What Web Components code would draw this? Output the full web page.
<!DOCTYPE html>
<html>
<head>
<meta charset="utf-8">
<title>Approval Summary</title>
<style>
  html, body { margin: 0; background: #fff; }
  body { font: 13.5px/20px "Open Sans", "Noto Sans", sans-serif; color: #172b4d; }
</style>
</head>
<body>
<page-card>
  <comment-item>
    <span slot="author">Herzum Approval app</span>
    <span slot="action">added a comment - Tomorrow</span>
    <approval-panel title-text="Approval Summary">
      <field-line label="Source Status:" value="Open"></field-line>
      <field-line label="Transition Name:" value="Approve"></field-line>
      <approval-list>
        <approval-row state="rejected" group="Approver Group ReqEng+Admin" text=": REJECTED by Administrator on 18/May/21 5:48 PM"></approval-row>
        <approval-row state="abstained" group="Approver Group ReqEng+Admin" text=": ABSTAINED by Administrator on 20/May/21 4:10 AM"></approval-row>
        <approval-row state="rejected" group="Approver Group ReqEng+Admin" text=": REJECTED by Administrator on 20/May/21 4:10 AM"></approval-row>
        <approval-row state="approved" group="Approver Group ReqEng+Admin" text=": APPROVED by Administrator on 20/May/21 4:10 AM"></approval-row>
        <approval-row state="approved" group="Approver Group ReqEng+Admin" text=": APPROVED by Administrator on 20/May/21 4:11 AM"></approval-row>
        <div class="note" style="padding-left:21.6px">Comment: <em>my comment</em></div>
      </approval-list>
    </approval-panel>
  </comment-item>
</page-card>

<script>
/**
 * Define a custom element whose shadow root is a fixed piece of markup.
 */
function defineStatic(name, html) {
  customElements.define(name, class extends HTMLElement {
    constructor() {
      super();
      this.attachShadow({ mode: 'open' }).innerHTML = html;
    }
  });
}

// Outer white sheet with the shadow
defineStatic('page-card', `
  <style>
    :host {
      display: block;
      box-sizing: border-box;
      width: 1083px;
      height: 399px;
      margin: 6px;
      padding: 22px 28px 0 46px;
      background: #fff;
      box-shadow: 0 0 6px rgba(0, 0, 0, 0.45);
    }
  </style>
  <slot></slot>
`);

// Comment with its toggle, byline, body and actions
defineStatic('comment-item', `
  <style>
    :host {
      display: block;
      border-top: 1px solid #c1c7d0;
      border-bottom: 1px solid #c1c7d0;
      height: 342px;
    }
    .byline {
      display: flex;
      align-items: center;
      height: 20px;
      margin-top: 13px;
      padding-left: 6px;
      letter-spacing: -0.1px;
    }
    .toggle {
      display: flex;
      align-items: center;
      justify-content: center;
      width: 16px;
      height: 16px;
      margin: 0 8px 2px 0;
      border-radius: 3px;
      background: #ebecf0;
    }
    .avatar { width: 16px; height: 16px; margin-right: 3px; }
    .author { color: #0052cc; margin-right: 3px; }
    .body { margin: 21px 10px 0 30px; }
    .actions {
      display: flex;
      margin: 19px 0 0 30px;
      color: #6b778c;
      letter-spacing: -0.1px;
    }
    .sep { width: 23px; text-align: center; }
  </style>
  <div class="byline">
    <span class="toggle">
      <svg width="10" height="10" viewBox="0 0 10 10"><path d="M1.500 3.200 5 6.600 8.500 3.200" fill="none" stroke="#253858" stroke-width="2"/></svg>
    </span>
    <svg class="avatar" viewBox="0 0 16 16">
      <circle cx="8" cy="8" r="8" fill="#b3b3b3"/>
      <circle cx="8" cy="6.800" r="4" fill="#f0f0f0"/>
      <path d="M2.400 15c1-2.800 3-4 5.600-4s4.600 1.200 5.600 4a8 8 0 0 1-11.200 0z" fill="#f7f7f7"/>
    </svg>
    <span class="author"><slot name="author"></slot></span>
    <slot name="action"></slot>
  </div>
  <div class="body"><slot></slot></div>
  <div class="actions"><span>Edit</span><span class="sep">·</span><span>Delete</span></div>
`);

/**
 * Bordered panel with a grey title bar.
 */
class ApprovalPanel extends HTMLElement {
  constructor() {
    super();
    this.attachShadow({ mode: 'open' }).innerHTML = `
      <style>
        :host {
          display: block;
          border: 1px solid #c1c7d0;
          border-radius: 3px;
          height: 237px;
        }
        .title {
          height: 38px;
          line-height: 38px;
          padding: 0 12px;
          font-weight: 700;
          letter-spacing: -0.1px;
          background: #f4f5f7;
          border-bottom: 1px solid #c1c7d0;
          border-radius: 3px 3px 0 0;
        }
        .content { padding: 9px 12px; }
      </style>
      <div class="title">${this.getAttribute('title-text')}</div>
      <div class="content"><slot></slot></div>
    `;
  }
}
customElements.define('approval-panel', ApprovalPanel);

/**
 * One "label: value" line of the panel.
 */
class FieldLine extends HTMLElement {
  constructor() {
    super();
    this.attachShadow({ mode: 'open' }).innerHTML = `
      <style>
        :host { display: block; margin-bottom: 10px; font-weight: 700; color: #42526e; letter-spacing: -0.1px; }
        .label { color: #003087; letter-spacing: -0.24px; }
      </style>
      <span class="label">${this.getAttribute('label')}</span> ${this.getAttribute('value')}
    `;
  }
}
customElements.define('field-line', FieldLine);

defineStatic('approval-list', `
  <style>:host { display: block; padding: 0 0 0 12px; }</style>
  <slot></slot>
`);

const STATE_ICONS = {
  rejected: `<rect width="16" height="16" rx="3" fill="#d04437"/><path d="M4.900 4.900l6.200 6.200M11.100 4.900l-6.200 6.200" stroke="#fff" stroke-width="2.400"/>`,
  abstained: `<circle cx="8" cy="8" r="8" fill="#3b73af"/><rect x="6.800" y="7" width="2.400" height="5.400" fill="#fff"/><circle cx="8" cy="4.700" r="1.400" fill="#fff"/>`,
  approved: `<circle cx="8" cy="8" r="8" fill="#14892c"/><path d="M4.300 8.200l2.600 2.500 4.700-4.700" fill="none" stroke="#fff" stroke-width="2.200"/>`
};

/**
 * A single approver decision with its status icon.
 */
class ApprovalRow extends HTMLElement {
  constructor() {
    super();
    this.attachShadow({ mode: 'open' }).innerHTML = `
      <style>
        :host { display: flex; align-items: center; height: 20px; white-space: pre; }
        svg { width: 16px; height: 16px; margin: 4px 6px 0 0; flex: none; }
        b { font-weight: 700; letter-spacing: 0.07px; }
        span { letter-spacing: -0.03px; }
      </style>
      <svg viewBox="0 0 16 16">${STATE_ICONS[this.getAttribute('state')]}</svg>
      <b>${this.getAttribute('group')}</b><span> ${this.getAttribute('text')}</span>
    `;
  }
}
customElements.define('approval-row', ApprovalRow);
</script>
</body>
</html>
-------
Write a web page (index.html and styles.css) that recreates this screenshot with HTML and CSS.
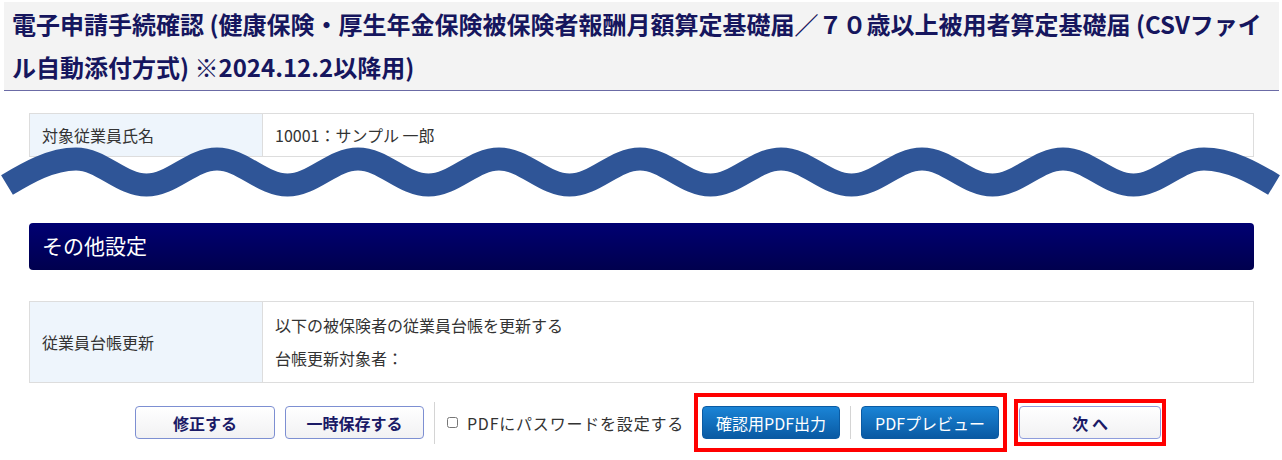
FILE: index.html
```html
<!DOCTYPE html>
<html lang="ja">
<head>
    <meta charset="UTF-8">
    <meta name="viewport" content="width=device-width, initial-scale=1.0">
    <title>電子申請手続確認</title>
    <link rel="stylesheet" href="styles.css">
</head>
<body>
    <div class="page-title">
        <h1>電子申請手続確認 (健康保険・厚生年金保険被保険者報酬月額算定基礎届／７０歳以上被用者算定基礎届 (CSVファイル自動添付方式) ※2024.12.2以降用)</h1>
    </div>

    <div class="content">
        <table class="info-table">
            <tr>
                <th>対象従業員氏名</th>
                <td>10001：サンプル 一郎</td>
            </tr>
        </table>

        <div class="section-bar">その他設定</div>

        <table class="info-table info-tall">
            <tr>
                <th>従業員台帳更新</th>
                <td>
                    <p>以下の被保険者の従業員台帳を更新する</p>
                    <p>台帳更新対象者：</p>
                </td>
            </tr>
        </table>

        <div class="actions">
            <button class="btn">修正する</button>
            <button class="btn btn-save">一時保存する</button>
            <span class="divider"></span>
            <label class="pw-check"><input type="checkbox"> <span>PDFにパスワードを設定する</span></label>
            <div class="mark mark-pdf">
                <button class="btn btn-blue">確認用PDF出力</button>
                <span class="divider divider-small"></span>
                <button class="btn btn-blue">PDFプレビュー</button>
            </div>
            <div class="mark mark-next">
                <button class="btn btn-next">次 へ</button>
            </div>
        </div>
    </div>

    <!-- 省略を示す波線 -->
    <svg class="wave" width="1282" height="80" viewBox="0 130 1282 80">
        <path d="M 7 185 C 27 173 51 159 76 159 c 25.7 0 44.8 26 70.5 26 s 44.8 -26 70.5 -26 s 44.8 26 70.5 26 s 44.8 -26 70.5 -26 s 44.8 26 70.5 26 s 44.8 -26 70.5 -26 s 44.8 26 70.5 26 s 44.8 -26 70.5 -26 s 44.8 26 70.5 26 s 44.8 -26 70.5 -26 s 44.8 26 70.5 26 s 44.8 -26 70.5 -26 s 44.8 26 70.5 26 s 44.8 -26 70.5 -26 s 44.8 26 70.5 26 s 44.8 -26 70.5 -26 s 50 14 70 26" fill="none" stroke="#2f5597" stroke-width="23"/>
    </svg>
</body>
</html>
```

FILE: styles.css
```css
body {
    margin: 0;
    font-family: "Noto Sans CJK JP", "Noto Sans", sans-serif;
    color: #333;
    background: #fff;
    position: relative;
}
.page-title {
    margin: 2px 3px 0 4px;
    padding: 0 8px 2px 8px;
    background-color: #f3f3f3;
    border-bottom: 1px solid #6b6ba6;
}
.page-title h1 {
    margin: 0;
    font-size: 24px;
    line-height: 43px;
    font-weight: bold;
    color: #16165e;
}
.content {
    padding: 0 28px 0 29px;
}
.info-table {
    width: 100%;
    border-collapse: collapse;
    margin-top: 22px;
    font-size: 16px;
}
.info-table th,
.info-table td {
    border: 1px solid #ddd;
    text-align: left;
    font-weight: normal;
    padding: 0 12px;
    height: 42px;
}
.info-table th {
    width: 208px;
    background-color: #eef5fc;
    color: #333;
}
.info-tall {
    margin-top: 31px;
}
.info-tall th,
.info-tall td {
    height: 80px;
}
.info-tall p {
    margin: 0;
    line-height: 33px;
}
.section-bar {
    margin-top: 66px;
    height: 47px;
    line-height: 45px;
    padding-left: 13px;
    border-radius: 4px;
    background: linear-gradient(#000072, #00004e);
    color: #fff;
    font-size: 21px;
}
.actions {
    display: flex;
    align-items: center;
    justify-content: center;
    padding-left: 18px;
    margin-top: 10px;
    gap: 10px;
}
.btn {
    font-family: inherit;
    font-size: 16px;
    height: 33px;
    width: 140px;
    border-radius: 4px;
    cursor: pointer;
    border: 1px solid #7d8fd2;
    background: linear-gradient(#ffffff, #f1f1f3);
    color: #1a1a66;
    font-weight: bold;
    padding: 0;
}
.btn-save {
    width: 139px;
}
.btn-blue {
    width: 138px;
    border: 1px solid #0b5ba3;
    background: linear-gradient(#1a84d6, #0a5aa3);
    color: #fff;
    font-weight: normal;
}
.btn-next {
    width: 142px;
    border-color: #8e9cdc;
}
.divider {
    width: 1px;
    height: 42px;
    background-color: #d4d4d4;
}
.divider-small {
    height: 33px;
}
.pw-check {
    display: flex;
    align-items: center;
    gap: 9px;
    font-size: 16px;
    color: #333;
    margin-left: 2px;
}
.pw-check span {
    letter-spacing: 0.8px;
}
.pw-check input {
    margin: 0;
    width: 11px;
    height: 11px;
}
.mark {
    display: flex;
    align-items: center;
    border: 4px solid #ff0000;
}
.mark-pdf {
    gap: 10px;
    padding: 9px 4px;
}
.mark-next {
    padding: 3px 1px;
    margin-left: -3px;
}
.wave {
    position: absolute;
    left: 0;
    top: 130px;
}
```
-------
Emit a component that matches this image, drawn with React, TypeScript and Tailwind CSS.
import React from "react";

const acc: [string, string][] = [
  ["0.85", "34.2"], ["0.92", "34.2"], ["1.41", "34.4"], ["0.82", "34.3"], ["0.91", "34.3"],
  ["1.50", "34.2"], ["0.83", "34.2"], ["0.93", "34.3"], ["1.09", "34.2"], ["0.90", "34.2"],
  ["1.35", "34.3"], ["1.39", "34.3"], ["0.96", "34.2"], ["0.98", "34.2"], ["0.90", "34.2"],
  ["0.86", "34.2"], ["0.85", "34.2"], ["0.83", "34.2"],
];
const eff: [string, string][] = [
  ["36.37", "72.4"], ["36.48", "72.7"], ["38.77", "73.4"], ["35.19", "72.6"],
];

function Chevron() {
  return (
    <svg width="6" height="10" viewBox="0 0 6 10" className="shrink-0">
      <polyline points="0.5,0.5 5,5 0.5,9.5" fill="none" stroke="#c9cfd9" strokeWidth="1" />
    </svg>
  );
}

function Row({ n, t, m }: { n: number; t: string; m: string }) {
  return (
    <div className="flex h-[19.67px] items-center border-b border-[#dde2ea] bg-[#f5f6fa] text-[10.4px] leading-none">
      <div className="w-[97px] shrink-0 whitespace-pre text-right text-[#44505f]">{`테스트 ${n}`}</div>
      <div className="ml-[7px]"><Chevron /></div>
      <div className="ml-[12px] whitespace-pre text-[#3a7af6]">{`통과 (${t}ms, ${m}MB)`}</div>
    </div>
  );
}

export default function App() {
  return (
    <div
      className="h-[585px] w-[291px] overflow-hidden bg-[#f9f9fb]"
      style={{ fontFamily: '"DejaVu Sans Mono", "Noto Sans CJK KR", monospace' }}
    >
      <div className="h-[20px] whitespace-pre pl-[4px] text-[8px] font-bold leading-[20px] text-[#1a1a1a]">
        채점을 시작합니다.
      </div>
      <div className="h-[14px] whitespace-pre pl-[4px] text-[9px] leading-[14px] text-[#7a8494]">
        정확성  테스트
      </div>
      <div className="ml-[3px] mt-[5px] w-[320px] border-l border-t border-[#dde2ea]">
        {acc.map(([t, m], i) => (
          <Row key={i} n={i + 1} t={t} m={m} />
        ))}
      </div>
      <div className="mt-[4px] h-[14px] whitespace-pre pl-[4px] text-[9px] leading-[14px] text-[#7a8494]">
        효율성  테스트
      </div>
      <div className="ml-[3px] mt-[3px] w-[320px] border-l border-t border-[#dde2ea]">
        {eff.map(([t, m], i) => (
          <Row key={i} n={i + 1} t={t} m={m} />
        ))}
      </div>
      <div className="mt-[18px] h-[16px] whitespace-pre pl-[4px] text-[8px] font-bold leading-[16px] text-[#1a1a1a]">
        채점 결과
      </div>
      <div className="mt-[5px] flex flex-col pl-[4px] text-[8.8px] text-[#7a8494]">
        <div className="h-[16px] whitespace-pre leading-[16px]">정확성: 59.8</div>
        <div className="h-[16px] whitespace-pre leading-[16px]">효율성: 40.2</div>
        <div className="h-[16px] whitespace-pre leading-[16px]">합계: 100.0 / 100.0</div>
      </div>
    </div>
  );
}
-------
_WRITTEN REQUEST_: From the listing above, return each line with the word "styles".

_OUTPUT OF THE TASK_:
Write a web page (index.html and styles.css) that recreates this screenshot with HTML and CSS.
    <link rel="stylesheet" href="styles.css">
FILE: styles.css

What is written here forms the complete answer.